— Start RECORDS FOR THE TASK —
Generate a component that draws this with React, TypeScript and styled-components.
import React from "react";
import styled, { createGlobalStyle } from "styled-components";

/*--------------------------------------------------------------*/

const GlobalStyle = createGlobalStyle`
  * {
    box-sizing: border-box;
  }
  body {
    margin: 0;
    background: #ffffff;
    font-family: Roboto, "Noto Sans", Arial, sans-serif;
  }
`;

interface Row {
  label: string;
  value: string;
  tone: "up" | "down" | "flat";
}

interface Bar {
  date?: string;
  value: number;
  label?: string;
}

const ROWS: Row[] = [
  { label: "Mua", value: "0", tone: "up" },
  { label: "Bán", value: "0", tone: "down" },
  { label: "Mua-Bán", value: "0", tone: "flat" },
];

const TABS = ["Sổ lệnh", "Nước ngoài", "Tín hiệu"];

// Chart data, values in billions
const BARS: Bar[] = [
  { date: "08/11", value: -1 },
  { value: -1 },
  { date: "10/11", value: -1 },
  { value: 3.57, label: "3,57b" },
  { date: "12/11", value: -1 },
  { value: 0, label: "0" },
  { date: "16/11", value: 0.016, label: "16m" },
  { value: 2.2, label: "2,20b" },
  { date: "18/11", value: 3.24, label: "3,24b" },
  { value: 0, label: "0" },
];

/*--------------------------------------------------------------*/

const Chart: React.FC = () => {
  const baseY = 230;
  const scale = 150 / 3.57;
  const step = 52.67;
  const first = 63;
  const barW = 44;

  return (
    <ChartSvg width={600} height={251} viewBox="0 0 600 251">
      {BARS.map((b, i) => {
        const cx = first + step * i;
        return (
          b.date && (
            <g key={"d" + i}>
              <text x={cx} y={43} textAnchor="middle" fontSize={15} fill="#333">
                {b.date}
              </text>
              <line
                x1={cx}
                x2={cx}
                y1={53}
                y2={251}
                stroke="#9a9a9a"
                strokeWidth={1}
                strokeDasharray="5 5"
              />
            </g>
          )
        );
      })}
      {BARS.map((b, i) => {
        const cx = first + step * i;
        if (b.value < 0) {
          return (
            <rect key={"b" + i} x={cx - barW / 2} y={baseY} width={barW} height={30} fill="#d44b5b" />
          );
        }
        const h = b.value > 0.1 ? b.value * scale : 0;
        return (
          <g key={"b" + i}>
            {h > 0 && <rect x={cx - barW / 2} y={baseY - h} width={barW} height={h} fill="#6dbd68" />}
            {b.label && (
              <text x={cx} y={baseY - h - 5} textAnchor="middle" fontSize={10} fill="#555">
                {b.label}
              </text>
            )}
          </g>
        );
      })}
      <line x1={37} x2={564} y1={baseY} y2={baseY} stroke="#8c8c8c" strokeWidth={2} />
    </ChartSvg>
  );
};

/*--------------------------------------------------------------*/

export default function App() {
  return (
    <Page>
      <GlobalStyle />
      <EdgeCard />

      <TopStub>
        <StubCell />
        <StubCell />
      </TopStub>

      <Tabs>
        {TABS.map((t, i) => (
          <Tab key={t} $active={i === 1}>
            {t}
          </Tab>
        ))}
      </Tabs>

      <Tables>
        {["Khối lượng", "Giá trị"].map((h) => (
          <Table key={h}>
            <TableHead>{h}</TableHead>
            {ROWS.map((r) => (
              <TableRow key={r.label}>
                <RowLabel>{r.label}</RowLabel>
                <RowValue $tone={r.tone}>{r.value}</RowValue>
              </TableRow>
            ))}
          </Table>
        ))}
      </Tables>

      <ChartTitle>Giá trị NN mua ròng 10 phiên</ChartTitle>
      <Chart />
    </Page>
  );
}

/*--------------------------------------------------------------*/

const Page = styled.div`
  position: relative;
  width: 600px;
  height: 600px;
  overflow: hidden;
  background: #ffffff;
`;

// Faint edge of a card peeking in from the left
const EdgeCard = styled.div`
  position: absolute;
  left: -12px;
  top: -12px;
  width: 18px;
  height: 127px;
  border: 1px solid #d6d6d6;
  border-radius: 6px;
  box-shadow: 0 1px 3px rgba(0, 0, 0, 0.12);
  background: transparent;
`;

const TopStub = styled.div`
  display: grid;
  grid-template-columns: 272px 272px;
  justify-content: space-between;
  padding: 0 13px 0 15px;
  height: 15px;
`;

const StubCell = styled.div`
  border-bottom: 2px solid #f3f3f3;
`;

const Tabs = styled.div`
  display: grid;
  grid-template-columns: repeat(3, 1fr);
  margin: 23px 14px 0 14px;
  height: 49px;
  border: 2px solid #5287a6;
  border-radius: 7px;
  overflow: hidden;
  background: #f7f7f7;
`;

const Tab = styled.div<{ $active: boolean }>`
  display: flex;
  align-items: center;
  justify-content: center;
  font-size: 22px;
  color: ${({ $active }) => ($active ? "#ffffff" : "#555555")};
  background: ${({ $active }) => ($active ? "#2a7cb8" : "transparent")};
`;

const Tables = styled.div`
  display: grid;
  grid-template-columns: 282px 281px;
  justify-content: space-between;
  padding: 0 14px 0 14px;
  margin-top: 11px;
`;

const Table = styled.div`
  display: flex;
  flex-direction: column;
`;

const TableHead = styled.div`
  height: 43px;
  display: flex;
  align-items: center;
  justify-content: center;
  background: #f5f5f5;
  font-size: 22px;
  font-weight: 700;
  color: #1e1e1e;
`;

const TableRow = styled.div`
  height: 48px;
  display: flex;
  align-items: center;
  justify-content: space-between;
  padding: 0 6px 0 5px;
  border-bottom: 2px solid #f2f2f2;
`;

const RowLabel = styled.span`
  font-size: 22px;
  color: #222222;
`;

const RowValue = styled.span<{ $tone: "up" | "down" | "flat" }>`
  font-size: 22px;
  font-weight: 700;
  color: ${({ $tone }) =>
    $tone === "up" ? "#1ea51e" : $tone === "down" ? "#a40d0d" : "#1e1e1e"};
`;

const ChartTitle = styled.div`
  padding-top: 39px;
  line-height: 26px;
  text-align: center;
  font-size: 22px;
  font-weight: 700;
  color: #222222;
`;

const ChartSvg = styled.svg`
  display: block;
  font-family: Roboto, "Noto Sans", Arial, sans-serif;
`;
— End RECORDS FOR THE TASK —
— Start RECORDS FOR THE TASK —
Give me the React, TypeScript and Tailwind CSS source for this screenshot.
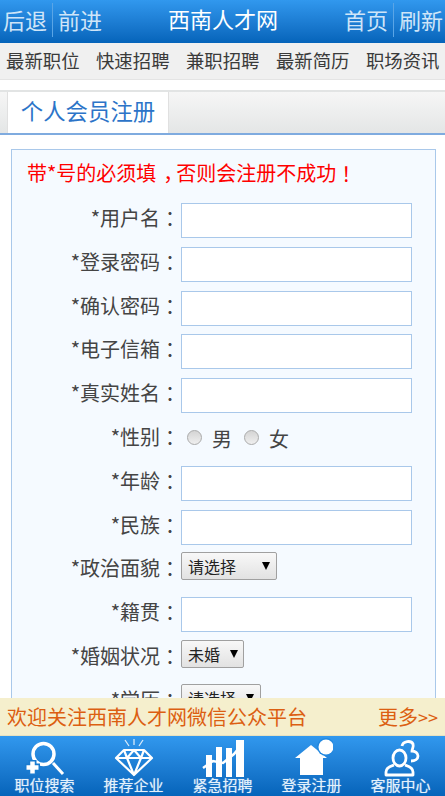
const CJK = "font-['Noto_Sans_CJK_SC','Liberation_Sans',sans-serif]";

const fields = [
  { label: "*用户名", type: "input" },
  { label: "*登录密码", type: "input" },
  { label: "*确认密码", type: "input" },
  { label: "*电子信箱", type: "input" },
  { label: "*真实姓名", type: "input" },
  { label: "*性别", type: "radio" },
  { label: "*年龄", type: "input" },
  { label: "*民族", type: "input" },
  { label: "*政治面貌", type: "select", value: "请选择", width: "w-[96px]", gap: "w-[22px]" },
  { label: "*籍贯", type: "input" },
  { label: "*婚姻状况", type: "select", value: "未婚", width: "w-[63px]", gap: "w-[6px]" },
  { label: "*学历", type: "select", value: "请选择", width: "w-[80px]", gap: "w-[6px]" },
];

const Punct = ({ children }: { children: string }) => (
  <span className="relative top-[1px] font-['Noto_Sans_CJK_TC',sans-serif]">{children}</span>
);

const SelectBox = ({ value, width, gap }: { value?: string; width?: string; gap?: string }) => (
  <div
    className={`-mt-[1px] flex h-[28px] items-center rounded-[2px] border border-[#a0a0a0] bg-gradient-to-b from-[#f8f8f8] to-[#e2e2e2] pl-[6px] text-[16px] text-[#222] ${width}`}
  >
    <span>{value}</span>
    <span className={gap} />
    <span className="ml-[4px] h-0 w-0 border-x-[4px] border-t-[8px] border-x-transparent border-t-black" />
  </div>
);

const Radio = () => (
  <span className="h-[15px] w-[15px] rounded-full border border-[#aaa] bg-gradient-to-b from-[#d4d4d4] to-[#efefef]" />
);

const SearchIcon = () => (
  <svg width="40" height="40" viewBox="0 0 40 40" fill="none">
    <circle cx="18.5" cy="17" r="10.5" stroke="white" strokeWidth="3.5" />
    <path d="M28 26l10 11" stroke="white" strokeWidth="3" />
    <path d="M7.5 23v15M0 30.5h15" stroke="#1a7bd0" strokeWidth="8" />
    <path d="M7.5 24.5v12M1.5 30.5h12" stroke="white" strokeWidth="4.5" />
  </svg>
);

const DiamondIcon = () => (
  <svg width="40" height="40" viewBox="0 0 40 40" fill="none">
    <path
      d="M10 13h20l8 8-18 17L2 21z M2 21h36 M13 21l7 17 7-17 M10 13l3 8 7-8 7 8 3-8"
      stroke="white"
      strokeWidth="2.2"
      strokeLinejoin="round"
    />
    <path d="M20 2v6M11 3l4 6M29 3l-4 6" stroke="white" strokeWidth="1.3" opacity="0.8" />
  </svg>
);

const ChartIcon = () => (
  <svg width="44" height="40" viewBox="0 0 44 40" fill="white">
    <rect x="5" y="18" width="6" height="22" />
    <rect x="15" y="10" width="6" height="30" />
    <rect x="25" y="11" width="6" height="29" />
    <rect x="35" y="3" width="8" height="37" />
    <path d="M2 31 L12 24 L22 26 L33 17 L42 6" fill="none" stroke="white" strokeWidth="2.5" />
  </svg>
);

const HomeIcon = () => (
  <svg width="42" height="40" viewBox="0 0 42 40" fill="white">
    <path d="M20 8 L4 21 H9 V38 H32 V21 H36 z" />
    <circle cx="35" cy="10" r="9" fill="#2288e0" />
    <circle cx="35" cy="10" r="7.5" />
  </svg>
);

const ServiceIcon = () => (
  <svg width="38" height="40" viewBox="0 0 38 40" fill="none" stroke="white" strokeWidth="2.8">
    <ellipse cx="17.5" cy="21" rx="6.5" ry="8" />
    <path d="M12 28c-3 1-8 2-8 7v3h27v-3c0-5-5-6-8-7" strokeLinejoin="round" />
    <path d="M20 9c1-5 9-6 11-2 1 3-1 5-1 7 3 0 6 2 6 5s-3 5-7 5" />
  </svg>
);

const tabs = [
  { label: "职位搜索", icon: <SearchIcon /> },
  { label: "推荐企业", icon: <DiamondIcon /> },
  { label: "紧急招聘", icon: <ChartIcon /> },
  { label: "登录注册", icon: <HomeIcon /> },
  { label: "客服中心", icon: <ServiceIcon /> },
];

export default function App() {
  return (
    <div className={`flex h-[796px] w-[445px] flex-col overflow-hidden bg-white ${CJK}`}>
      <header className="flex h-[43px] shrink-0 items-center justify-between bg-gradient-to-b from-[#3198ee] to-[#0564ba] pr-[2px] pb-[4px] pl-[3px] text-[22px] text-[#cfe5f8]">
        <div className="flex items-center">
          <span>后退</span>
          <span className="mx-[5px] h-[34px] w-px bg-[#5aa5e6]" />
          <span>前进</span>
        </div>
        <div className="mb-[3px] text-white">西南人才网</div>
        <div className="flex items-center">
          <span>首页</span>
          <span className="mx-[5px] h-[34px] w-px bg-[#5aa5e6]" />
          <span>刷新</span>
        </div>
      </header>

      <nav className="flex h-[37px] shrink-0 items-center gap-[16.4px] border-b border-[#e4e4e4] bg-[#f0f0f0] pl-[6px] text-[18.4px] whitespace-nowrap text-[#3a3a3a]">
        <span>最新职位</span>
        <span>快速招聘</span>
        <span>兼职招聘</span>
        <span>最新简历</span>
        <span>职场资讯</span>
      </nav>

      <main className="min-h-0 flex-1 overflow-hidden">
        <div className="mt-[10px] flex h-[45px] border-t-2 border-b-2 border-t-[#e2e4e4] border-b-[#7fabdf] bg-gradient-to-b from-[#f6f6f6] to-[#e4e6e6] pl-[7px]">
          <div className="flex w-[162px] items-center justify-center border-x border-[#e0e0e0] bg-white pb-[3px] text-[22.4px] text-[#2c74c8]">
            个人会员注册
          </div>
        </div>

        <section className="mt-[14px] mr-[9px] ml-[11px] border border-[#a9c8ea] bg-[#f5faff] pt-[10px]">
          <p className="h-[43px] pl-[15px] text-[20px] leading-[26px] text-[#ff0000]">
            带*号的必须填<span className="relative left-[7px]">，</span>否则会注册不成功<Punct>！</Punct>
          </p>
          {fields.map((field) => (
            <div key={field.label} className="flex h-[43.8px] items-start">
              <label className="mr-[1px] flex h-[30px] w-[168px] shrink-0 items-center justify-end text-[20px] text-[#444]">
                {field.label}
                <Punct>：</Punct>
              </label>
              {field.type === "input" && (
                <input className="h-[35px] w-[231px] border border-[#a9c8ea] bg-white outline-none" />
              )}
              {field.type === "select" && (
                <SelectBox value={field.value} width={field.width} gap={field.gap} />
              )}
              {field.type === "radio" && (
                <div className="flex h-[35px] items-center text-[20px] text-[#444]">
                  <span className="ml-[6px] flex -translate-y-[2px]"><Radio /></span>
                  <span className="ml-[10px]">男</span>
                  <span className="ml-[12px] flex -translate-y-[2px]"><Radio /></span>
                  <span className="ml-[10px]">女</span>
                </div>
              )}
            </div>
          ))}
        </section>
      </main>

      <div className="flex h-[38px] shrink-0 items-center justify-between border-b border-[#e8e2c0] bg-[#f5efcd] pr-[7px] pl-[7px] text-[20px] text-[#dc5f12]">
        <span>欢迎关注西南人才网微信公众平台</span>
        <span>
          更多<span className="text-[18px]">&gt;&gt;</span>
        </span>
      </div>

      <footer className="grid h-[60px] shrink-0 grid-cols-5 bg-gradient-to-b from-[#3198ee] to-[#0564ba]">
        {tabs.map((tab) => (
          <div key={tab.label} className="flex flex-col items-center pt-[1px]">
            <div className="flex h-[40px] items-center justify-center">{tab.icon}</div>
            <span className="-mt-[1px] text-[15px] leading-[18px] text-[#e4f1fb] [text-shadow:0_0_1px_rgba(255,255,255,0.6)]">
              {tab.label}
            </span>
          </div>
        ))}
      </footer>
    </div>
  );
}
— End RECORDS FOR THE TASK —
WHAT THE EXERCISE ASKS: Scan the material above. Copy each line that holds the word "components".

THE RESULT:
Generate a component that draws this with React, TypeScript and styled-components.
import styled, { createGlobalStyle } from "styled-components";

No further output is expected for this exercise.